Frequently Asked Questions About Vibe Coding vs Spec-Driven Development
Is vibe coding the same as rapid prototyping?
Rapid prototyping is an established engineering practice with a defined purpose, producing an exploratory artifact to validate requirements before committing to production design. Vibe coding can be applied to prototypes, but it can also produce production code with no inherent boundary separating the two. Rapid prototyping has a recognized role in standards-compliant development, while vibe coding has no recognized regulatory analog yet.
Can spec-driven development work with AI coding tools?
Yes, at three levels of rigor. Spec-first means the specification is written before AI-assisted coding begins. Spec-anchored means the specification is retained as an ongoing reference throughout. Spec-as-source means the specification is the only human-edited artifact and the code is fully generated from it.

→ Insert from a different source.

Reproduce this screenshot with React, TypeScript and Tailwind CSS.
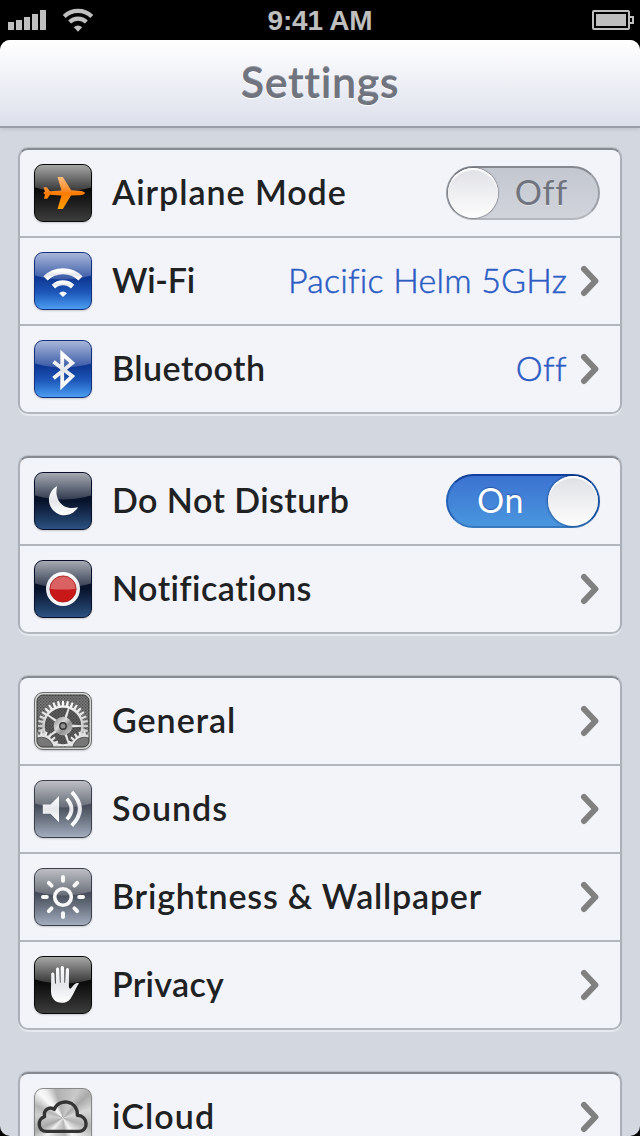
import React from 'react';

type IconName = 'airplane' | 'wifi' | 'bluetooth' | 'moon' | 'notifications' | 'gear' | 'sound' | 'brightness' | 'hand' | 'cloud';

interface RowItem {
   label: string;
   tracking: string;
   icon: IconName;
   value?: string;
   valueTracking?: string;
   toggle?: 'on' | 'off';
}

const groups: RowItem[][] = [
   [
      { label: 'Airplane Mode', tracking: 'tracking-[0.95px]', icon: 'airplane', toggle: 'off' },
      { label: 'Wi-Fi', tracking: 'tracking-[-0.2px]', icon: 'wifi', value: 'Pacific Helm 5GHz', valueTracking: 'tracking-[0.2px]' },
      { label: 'Bluetooth', tracking: 'tracking-[0.45px]', icon: 'bluetooth', value: 'Off', valueTracking: 'tracking-[0.4px]' },
   ],
   [
      { label: 'Do Not Disturb', tracking: 'tracking-[0.45px]', icon: 'moon', toggle: 'on' },
      { label: 'Notifications', tracking: 'tracking-[0.5px]', icon: 'notifications' },
   ],
   [
      { label: 'General', tracking: 'tracking-[1px]', icon: 'gear' },
      { label: 'Sounds', tracking: 'tracking-[1px]', icon: 'sound' },
      { label: 'Brightness & Wallpaper', tracking: 'tracking-[0.78px]', icon: 'brightness' },
      { label: 'Privacy', tracking: 'tracking-[0.3px]', icon: 'hand' },
   ],
   [{ label: 'iCloud', tracking: 'tracking-[1.1px]', icon: 'cloud' }],
];

const tiles: Record<IconName, string> = {
   airplane: 'border-[#080808] bg-linear-to-b from-[#0b0b0b] from-45% to-[#3d3d3d]',
   wifi: 'border-[#12307c] bg-linear-to-b from-[#0f3794] from-45% via-[#1d56b8] via-70% to-[#4b9df0]',
   bluetooth: 'border-[#12307c] bg-linear-to-b from-[#0f3794] from-45% via-[#1d56b8] via-70% to-[#4b9df0]',
   moon: 'border-[#06102a] bg-linear-to-b from-[#08132b] from-50% to-[#2c5283]',
   notifications: 'border-[#06102a] bg-linear-to-b from-[#08132b] from-50% to-[#2c5283]',
   gear: 'border-[#6c6c6c] bg-[#d5d5d5]',
   sound: 'border-[#3b404c] bg-linear-to-b from-[#474d5a] from-45% to-[#a2adbe]',
   brightness: 'border-[#3b404c] bg-linear-to-b from-[#474d5a] from-45% to-[#a2adbe]',
   hand: 'border-[#080808] bg-linear-to-b from-[#0b0b0b] from-45% to-[#3d3d3d]',
   cloud: 'border-[#888888] bg-[conic-gradient(from_0deg_at_50%_52%,#b8b8b8,#c9c9c9_8%,#a9a9a9_13%,#d8d8d8_20%,#b2b2b2_30%,#dedede_37%,#f5f5f5_42%,#b5b5b5_48%,#cfcfcf_57%,#f0f0f0_62%,#a8a8a8_68%,#d0d0d0_77%,#b4b4b4_82%,#fafafa_88%,#eeeeee_91%,#b0b0b0_96%,#b8b8b8)]',
};

// Toothed outline of a gear, alternating between the root and tip radius
const gearPath = (cx: number, cy: number, tip: number, root: number, teeth: number) => {
   const step = (Math.PI * 2) / teeth;
   const pts: string[] = [];
   for (let i = 0; i < teeth; i++) {
      const a = i * step - Math.PI / 2;
      [[-0.32, root], [-0.2, tip], [0.2, tip], [0.32, root]].forEach(([o, r]) => {
         pts.push(`${(cx + Math.cos(a + o * step) * r).toFixed(2)} ${(cy + Math.sin(a + o * step) * r).toFixed(2)}`);
      });
   }
   return `M${pts.join('L')}Z`;
};

const Gear: React.FC = () => (
   <g>
      <defs>
         <pattern id="mesh" width="3" height="3" patternUnits="userSpaceOnUse">
            <rect width="3" height="3" fill="#7c7c7c" />
            <rect width="1.4" height="1.4" fill="#4c4c4c" />
            <rect x="1.5" y="1.5" width="1.4" height="1.4" fill="#555" />
         </pattern>
         <linearGradient id="steel" x1="0" y1="0" x2="0" y2="1">
            <stop offset="0" stopColor="#fff" />
            <stop offset="0.5" stopColor="#c9c9c9" />
            <stop offset="1" stopColor="#f2f2f2" />
         </linearGradient>
         <linearGradient id="hub" x1="0" y1="0" x2="1" y2="1">
            <stop offset="0" stopColor="#858585" />
            <stop offset="0.4" stopColor="#d8d8d8" />
            <stop offset="0.6" stopColor="#919191" />
            <stop offset="1" stopColor="#d0d0d0" />
         </linearGradient>
         <clipPath id="face">
            <rect x="3" y="3" width="52" height="52" rx="6" />
         </clipPath>
      </defs>
      <rect x="3" y="3" width="52" height="52" rx="6" fill="url(#mesh)" />
      <g clipPath="url(#face)">
         <path d={`${gearPath(29, 34, 25.2, 20.6, 32)}M29 15.8a18.2 18.2 0 1 0 0 36.4a18.2 18.2 0 0 0 0-36.4Z`} fill="url(#steel)" fillRule="evenodd" />
         <circle cx="29" cy="34" r="18.2" fill="#2c2c2c" fillOpacity="0.35" />
         {[18, 90, 162, 234, 306].map(a => (
            <path key={a} d="M27.6 28L28.2 15H29.8L30.4 28Z" fill="#e6e6e6" transform={`rotate(${a} 29 34)`} />
         ))}
         <circle cx="29" cy="34" r="9.3" fill="url(#hub)" />
         <circle cx="29" cy="34" r="3.2" fill="#8d8d8d" stroke="#333" strokeWidth="1.4" />
         {[7.5, 50.5].map(x => (
            <g key={x}>
               <path d={gearPath(x, 57, 18, 14, 22)} fill="#e4e4e4" />
               <circle cx={x} cy="57" r="11.8" fill="#777" stroke="#494949" strokeWidth="0.8" />
            </g>
         ))}
      </g>
      <rect x="3" y="3" width="52" height="52" rx="6" fill="none" stroke="#3a3a3a" />
   </g>
);

const glyphs: Record<IconName, React.ReactNode> = {
   airplane: (
      <path
         d="M9.5 23.2H12.6L16 27.2L27.5 26.4L23.5 13H28.8L37.2 26.3L45 26.7C48.5 27 51 28 51 29C51 30 48.5 31 45 31.2L37 31.6L28.8 45H23.5L27.5 31.6L16 30.8L13.2 34.8H10L11 30.4L9.2 29L11 27.6Z"
         fill="url(#orange)"
      />
   ),
   wifi: (
      <g fill="none" stroke="url(#white)">
         <path d="M11.5 26.3A25 25 0 0 1 46.5 26.3" strokeWidth="6" />
         <path d="M19.4 34.6A14 14 0 0 1 38.6 34.6" strokeWidth="5" />
         <path d="M25.1 41.2Q29 37.6 32.9 41.2L29 45Z" fill="#fff" stroke="none" />
      </g>
   ),
   bluetooth: (
      <path d="M19.5 21.8L38.3 36.2L28.2 45.8V14L38.3 23L19.5 38.2" fill="none" stroke="url(#white)" strokeWidth="3.8" />
   ),
   moon: <path d="M23.2 14A15.5 15.5 0 1 0 44 35.2C35.6 37.4 28.4 35 24.6 28.4C22 23.6 22 18.6 23.2 14Z" fill="url(#white)" />,
   notifications: (
      <g>
         <circle cx="29" cy="29" r="17" fill="url(#white)" />
         <circle cx="29" cy="29" r="13.1" fill="#c91818" stroke="#a31414" strokeWidth="0.8" />
         <path d="M16.4 29A12.6 12.6 0 0 1 41.6 29Q29 30 16.4 29Z" fill="#fff" fillOpacity="0.32" />
      </g>
   ),
   gear: <Gear />,
   sound: (
      <g>
         <path d="M8.8 24.5H16.5L25 16V42.3L16.5 33.7H8.8Z" fill="url(#white)" />
         <path d="M32.8 18.8Q42.2 29 32.8 39.3" fill="none" stroke="url(#white)" strokeWidth="3.8" />
         <path d="M37.8 12.2Q54 29 37.8 45.6" fill="none" stroke="url(#white)" strokeWidth="3.9" />
      </g>
   ),
   brightness: (
      <g fill="none" stroke="#f7f7f7" strokeWidth="4" strokeLinecap="round">
         <circle cx="29" cy="29" r="8.3" strokeWidth="3.6" />
         {[0, 45, 90, 135, 180, 225, 270, 315].map(a => (
            <path key={a} d="M29 9V12.8" transform={`rotate(${a} 29 29)`} />
         ))}
      </g>
   ),
   hand: (
      <path
         d="M17.2 18.2C17.2 16 20.3 16 20.4 18.2L21 27.6H21.9L22 13.4C22.1 11 25.1 11 25.2 13.4L25.9 26.8H26.6L26.7 11.6C26.8 9.3 29.9 9.3 30 11.6L30.4 26.8H31.1L31.9 13.6C32.1 11.3 34.9 11.3 35 13.6L34.9 30.8C35.5 33.2 36.5 33 37.7 31.6C39.5 29.4 41 26.6 44.6 27C45.2 27.4 44.6 28 43.7 29.2C41.4 32.6 39.8 38 36.6 42.4C33.4 47.6 24 48.6 19.8 43.6C17 40.2 17 37 17 33.6Z"
         fill="url(#white)"
      />
   ),
   cloud: (
      <path
         d="M12.5 43.4C3.5 43.4 2.8 31 10.6 28.6C9.2 22 15.5 17.9 20.2 21.4C24.6 10 43.6 11.6 43.4 27.2C55 28 54.5 43.4 44.8 43.4Z"
         fill="none"
         stroke="#343434"
         strokeWidth="3.4"
         strokeLinejoin="round"
      />
   ),
};

const Tile: React.FC<{ name: IconName }> = ({ name }) => (
   <div className={`size-[58px] shrink-0 rounded-[9px] border shadow-[0_1px_2px_rgba(0,0,0,0.18)] overflow-hidden ${tiles[name]}`}>
      <svg width="58" height="58" viewBox="0 0 58 58" className="-ml-px -mt-px block">
         <defs>
            <linearGradient id="gloss" x1="0" y1="0" x2="0" y2="1">
               <stop offset="0" stopColor="#fff" stopOpacity="0.64" />
               <stop offset="1" stopColor="#fff" stopOpacity="0.17" />
            </linearGradient>
            <linearGradient id="white" x1="0" y1="0" x2="0" y2="1">
               <stop offset="0" stopColor="#ffffff" />
               <stop offset="0.5" stopColor="#e4e6ea" />
               <stop offset="1" stopColor="#ffffff" />
            </linearGradient>
            <linearGradient id="orange" x1="0" y1="0" x2="0" y2="1">
               <stop offset="0" stopColor="#ffbc7c" />
               <stop offset="0.45" stopColor="#ff8620" />
               <stop offset="0.5" stopColor="#ff7a00" />
               <stop offset="1" stopColor="#ffa000" />
            </linearGradient>
         </defs>
         {name !== 'gear' && name !== 'cloud' && <path d="M1 1H57V23.5Q29 31.5 1 23.5Z" fill="url(#gloss)" />}
         {glyphs[name]}
      </svg>
   </div>
);

const Toggle: React.FC<{ on: boolean }> = ({ on }) =>
   on ? (
      <div className="flex h-[54px] w-[154px] items-center justify-between rounded-full border-2 border-t-[#12419b] border-x-[#2560b4] border-b-[#3779bf] bg-linear-to-b from-[#3c72d2] to-[#4a96de] pl-[29px]">
         <span className="pb-[3px] text-[34px] leading-none font-normal tracking-[0.6px] text-white [text-shadow:0_-1px_1px_rgba(20,50,120,0.5)]">On</span>
         <span className="size-[50px] rounded-full bg-linear-to-b from-[#dfe0e4] to-[#fdfdfd] shadow-[inset_0_2px_1px_#fff,0_0_2px_1px_rgba(0,30,80,0.4)]"></span>
      </div>
   ) : (
      <div className="flex h-[54px] w-[154px] items-center justify-between rounded-full border-2 border-t-[#85888f] border-x-[#9c9fa6] border-b-[#b4b6bc] bg-linear-to-b from-[#c3c7cf] to-[#d1d4db] pr-[30px]">
         <span className="size-[50px] rounded-full bg-linear-to-b from-[#e0e1e6] to-[#fdfdfd] shadow-[inset_0_2px_1px_#fff,0_0_1px_1px_rgba(90,94,104,0.5)]"></span>
         <span className="pb-[3px] text-[34px] leading-none font-normal tracking-[0.8px] text-[#70747f] [text-shadow:0_1px_0_rgba(255,255,255,0.4)]">Off</span>
      </div>
   );

const Row: React.FC<{ item: RowItem }> = ({ item }) => (
   <div className="flex h-[88px] items-center border-b-2 border-[#b0b5be] pl-3.5 pr-5 last:h-[86px] last:border-b-0">
      <Tile name={item.icon} />
      <span className={`ml-5 flex-1 pb-[3px] whitespace-nowrap text-[34px] leading-none font-semibold text-[#202122] ${item.tracking}`}>{item.label}</span>
      {item.value && (
         <span className={`mr-[13px] pb-[3px] whitespace-nowrap text-[34px] leading-none font-light text-[#2b5cc4] [-webkit-text-stroke:0.5px_#2b5cc4] ${item.valueTracking}`}>
            {item.value}
         </span>
      )}
      {item.toggle ? (
         <Toggle on={item.toggle === 'on'} />
      ) : (
         <svg width="20" height="32" viewBox="0 0 20 32" className="shrink-0">
            <path d="M4 4L15.4 16L4 28" fill="none" stroke="#808080" strokeWidth="6" strokeLinecap="round" strokeLinejoin="round" />
         </svg>
      )}
   </div>
);

const StatusBar: React.FC = () => (
   <div className="grid h-10 shrink-0 grid-cols-3 items-center bg-black px-2 text-[#bfbfbf]">
      <div className="flex items-center gap-[15px]">
         <svg width="40" height="20" viewBox="0 0 40 20" fill="#bfbfbf">
            <path d="M0 12H6V20H0ZM8 10H14V20H8ZM16 7H22V20H16ZM24 4H30V20H24ZM32 0H38V20H32Z" />
         </svg>
         <svg width="30" height="24" viewBox="0 0 30 24" fill="none" stroke="#bfbfbf">
            <path d="M1.2 8.4A20 20 0 0 1 28.8 8.4" strokeWidth="4.2" />
            <path d="M6.6 14A12.3 12.3 0 0 1 23.4 14" strokeWidth="4.2" />
            <path d="M10.8 19.3Q15 15.6 19.2 19.3L15 23.8Z" fill="#bfbfbf" stroke="none" />
         </svg>
      </div>
      <span className="pt-px text-center font-['Liberation_Sans',sans-serif] text-[28px] leading-none font-bold tracking-[-0.2px]">9:41 AM</span>
      <svg width="42" height="20" viewBox="0 0 42 20" className="justify-self-end -mr-[2px]">
         <rect x="1" y="1" width="36" height="18" rx="1" fill="none" stroke="#bfbfbf" strokeWidth="2" />
         <rect x="4" y="4" width="30" height="12" fill="#bfbfbf" />
         <path d="M38 7H41V13H38" fill="none" stroke="#bfbfbf" strokeWidth="2" />
      </svg>
   </div>
);

const App: React.FC = () => {
   return (
      <div className="flex h-[1136px] w-[640px] flex-col overflow-hidden bg-black font-['Lato',sans-serif]">
         <StatusBar />
         <div className="flex flex-1 flex-col overflow-hidden rounded-[10px] bg-[#d3d7e0]">
            <header className="flex h-[88px] shrink-0 items-center justify-center border-b-2 border-[#989da9] bg-linear-to-b from-white to-[#dde0ec] shadow-[0_2px_3px_rgba(0,0,0,0.08)]">
               <h1 className="pb-1 text-[43px] leading-none font-semibold tracking-[0.6px] text-[#70747f] [text-shadow:0_-1px_0_rgba(60,64,74,0.5),0_1px_0_#fff]">Settings</h1>
            </header>

            <main className="flex flex-col gap-[42px] px-[18px] pt-5">
               {groups.map((rows, i) => (
                  <section
                     key={i}
                     className="shrink-0 rounded-[10px] border-2 border-x-[#abb0b9] border-t-[#858a93] border-b-[#b3b7c0] bg-[#f3f4f9] shadow-[0_2px_0_rgba(255,255,255,0.45),0_-1px_1px_rgba(0,0,0,0.12)]"
                  >
                     {rows.map(item => (
                        <Row key={item.label} item={item} />
                     ))}
                  </section>
               ))}
            </main>
         </div>
      </div>
   );
};

export default App;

Does spec-driven development slow teams down?
It adds upfront overhead, and it prevents requirements drift and downstream rework that cost far more to fix later. For teams in regulated environments, IEC 62304 and DO-178C already require structured design documentation and requirements-to-implementation traceability, so the overhead is not optional.
Which approach is better for regulated industries?
Spec-driven development aligns structurally with regulated industry requirements. DO-178C, IEC 62304, and ISO 26262 all require formally documented requirements, bidirectional traceability, and documented evidence of verification. A vibe-coded prototype can feed a regulated process, but the formal specification, traceability, and verification work must still run in full before a product can be certified.